[Data extracted from a collection]

════════

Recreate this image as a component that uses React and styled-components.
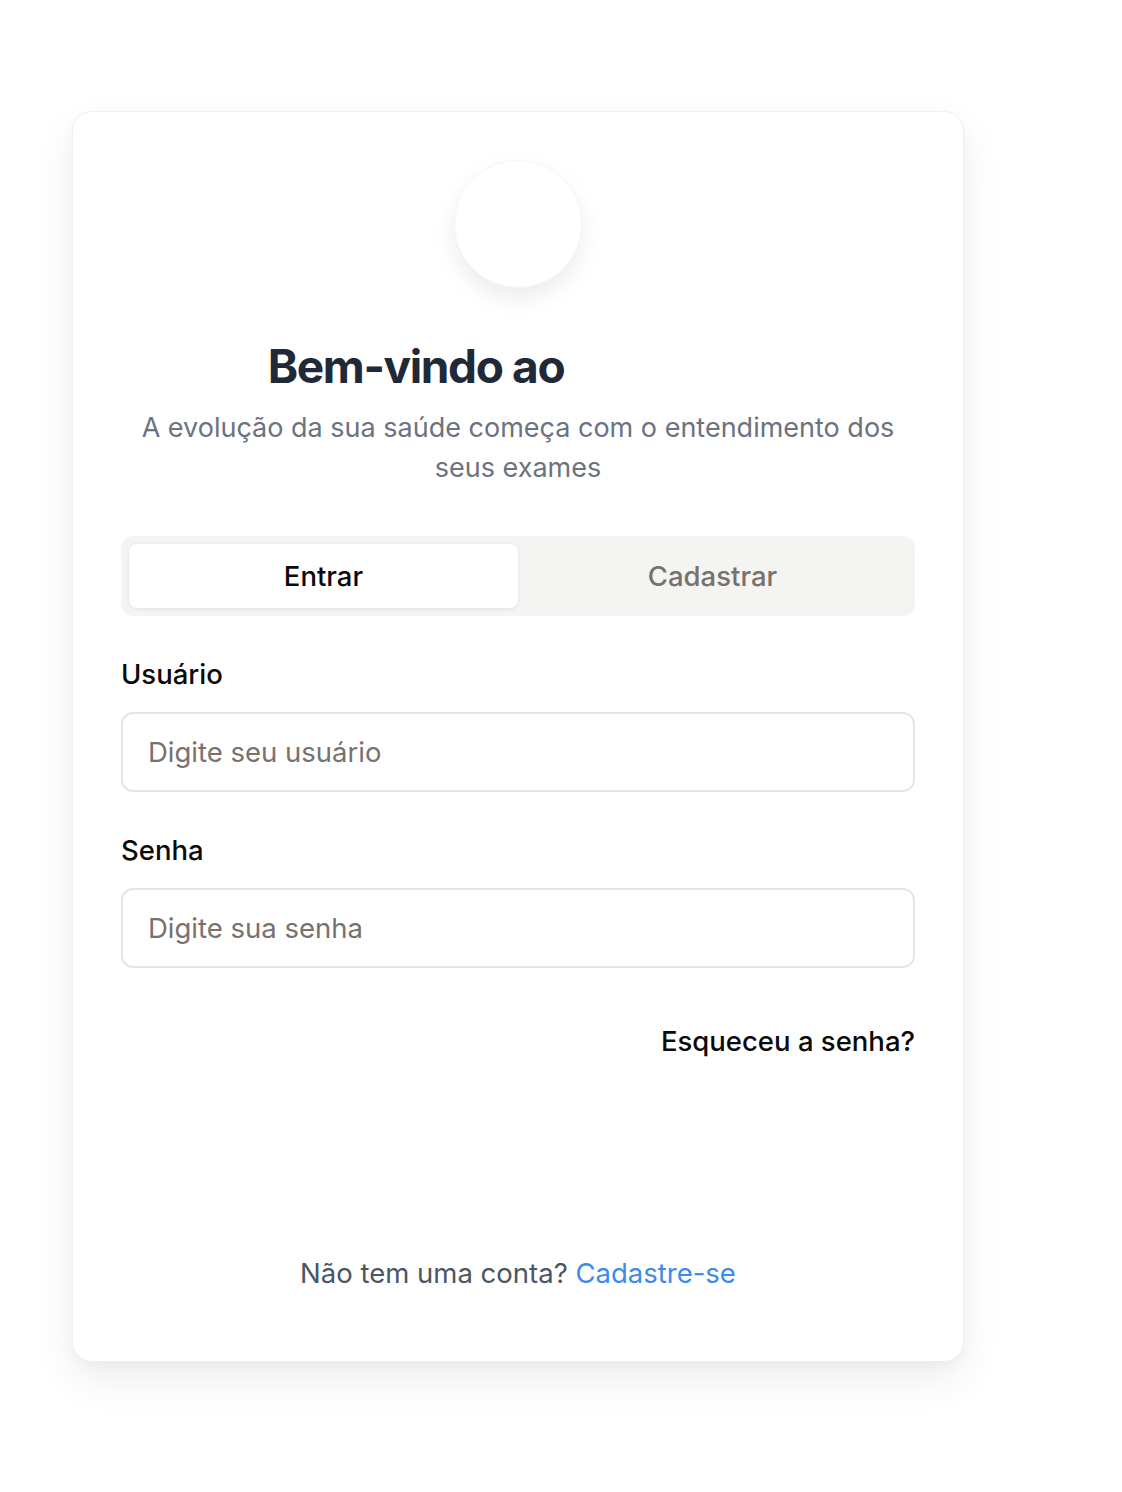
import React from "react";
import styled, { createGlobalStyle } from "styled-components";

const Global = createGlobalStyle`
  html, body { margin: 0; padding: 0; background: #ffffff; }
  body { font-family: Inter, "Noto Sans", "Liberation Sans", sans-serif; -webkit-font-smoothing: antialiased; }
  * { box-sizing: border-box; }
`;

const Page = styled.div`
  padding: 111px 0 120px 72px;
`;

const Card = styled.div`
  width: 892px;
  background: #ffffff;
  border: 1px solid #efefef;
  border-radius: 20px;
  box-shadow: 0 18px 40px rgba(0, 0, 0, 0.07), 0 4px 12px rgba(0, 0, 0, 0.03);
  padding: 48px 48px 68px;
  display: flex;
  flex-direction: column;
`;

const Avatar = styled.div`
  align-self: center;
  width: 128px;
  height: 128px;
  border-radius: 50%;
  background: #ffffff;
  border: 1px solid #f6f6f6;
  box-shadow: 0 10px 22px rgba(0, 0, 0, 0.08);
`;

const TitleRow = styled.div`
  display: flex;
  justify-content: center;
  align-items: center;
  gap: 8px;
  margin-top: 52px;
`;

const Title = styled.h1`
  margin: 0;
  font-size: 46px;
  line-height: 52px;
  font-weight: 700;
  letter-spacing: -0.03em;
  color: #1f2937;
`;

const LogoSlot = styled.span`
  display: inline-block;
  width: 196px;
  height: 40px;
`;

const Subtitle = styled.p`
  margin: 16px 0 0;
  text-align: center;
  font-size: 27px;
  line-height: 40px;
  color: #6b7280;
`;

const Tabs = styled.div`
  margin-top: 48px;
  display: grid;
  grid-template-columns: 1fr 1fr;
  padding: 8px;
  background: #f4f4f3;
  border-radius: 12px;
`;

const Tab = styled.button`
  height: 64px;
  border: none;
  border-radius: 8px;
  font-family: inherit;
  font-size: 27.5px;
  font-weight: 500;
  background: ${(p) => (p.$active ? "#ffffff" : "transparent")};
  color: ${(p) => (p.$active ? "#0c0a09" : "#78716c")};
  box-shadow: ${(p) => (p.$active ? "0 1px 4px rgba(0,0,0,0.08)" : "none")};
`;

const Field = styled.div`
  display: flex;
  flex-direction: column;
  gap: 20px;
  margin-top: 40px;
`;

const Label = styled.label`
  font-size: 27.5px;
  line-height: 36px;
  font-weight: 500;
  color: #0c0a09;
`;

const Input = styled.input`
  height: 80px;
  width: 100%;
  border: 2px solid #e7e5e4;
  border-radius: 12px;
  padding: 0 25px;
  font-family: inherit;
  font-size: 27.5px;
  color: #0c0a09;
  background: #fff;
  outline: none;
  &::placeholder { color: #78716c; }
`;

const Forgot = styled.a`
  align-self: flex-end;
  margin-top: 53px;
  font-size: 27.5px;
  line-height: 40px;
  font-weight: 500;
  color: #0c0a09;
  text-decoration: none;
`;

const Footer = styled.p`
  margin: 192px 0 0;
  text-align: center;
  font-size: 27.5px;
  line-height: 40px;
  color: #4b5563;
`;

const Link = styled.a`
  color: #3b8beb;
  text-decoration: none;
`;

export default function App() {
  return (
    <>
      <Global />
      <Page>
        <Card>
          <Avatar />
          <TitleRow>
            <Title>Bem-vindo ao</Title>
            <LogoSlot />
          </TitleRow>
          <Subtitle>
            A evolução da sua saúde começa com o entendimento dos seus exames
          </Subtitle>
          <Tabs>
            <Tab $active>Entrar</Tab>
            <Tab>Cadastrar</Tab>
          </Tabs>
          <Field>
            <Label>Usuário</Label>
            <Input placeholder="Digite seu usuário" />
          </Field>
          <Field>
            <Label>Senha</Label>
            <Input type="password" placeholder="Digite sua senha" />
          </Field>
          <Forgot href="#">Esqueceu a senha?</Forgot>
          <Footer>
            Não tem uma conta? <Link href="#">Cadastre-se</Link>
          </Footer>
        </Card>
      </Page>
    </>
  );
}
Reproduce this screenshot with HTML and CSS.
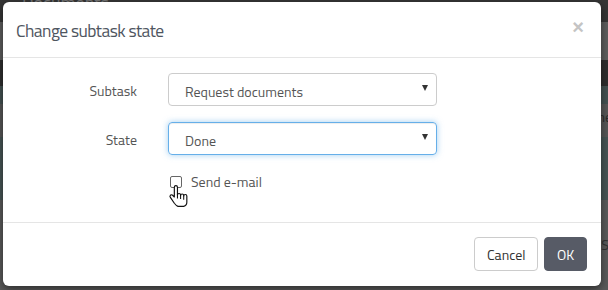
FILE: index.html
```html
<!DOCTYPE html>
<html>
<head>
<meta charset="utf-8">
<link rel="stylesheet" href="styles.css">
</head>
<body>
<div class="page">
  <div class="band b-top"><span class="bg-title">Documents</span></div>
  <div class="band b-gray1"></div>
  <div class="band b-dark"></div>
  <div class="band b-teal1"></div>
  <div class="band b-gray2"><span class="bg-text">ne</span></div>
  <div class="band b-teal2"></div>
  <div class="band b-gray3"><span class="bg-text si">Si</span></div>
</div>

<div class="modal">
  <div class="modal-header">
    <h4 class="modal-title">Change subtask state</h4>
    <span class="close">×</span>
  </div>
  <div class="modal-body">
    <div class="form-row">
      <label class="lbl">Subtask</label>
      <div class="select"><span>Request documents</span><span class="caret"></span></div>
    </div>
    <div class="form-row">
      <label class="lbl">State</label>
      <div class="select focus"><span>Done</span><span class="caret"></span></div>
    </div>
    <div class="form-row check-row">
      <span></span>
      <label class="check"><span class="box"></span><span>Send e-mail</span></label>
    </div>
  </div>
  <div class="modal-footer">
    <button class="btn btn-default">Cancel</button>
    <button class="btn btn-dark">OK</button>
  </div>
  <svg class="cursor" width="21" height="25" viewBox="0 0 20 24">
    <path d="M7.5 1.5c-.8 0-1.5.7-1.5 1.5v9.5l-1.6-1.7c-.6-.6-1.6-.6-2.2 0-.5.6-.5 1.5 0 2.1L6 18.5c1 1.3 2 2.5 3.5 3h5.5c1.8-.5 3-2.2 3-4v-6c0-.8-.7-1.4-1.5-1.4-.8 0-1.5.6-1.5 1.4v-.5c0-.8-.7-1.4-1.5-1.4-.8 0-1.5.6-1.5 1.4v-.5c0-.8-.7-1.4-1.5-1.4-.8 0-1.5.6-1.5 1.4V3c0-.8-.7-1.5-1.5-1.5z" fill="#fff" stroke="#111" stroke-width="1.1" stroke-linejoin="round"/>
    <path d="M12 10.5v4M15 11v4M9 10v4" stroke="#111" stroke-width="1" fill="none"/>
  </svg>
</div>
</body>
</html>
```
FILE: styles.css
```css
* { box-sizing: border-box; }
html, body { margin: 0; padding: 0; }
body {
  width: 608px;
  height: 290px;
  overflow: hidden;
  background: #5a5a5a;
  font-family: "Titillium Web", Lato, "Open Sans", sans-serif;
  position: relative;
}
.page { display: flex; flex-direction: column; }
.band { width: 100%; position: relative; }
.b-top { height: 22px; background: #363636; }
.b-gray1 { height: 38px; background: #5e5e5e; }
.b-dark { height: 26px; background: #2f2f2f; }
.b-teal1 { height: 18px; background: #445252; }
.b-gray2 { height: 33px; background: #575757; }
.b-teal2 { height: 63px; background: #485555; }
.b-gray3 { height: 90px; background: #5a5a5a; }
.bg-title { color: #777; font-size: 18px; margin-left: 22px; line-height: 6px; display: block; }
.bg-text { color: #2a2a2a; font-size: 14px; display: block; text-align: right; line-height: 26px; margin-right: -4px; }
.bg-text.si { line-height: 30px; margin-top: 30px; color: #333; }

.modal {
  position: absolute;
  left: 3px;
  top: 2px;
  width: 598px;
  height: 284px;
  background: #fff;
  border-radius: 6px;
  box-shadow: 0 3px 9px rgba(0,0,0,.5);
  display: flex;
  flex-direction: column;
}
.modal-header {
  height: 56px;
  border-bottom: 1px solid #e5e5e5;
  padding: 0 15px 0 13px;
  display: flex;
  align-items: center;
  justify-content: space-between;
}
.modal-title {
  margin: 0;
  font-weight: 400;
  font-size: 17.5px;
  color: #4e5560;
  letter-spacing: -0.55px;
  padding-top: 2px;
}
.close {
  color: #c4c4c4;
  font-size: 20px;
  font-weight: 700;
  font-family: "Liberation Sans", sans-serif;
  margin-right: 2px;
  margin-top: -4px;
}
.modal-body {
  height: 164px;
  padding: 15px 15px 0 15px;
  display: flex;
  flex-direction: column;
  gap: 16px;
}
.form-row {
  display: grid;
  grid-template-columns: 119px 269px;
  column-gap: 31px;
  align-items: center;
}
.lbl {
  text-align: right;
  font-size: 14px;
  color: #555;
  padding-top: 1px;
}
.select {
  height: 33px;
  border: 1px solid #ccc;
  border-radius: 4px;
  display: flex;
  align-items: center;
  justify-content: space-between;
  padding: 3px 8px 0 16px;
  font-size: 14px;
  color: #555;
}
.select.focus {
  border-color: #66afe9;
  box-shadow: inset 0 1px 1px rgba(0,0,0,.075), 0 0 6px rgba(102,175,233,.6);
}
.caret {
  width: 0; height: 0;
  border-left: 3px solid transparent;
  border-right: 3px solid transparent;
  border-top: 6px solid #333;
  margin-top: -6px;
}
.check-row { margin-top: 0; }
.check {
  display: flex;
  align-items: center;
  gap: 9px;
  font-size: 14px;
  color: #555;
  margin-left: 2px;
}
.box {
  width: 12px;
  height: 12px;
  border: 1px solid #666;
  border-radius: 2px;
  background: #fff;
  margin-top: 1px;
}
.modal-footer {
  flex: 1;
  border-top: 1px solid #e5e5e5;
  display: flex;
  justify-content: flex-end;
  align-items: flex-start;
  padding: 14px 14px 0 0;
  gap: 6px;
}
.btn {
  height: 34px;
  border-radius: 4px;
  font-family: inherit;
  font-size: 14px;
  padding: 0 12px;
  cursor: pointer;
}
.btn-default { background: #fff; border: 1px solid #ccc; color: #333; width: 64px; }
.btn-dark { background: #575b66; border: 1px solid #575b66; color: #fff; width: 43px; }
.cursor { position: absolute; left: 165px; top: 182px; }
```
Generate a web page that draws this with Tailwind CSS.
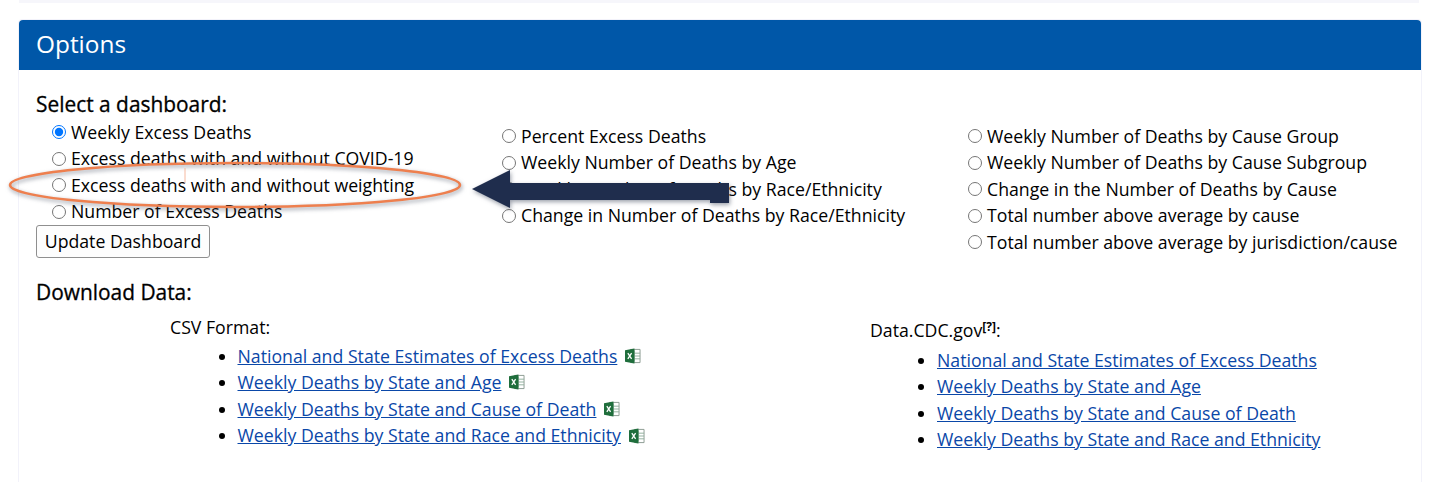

════════

From the data above, count the lines where "this" occurs and give that figure and nothing else.

3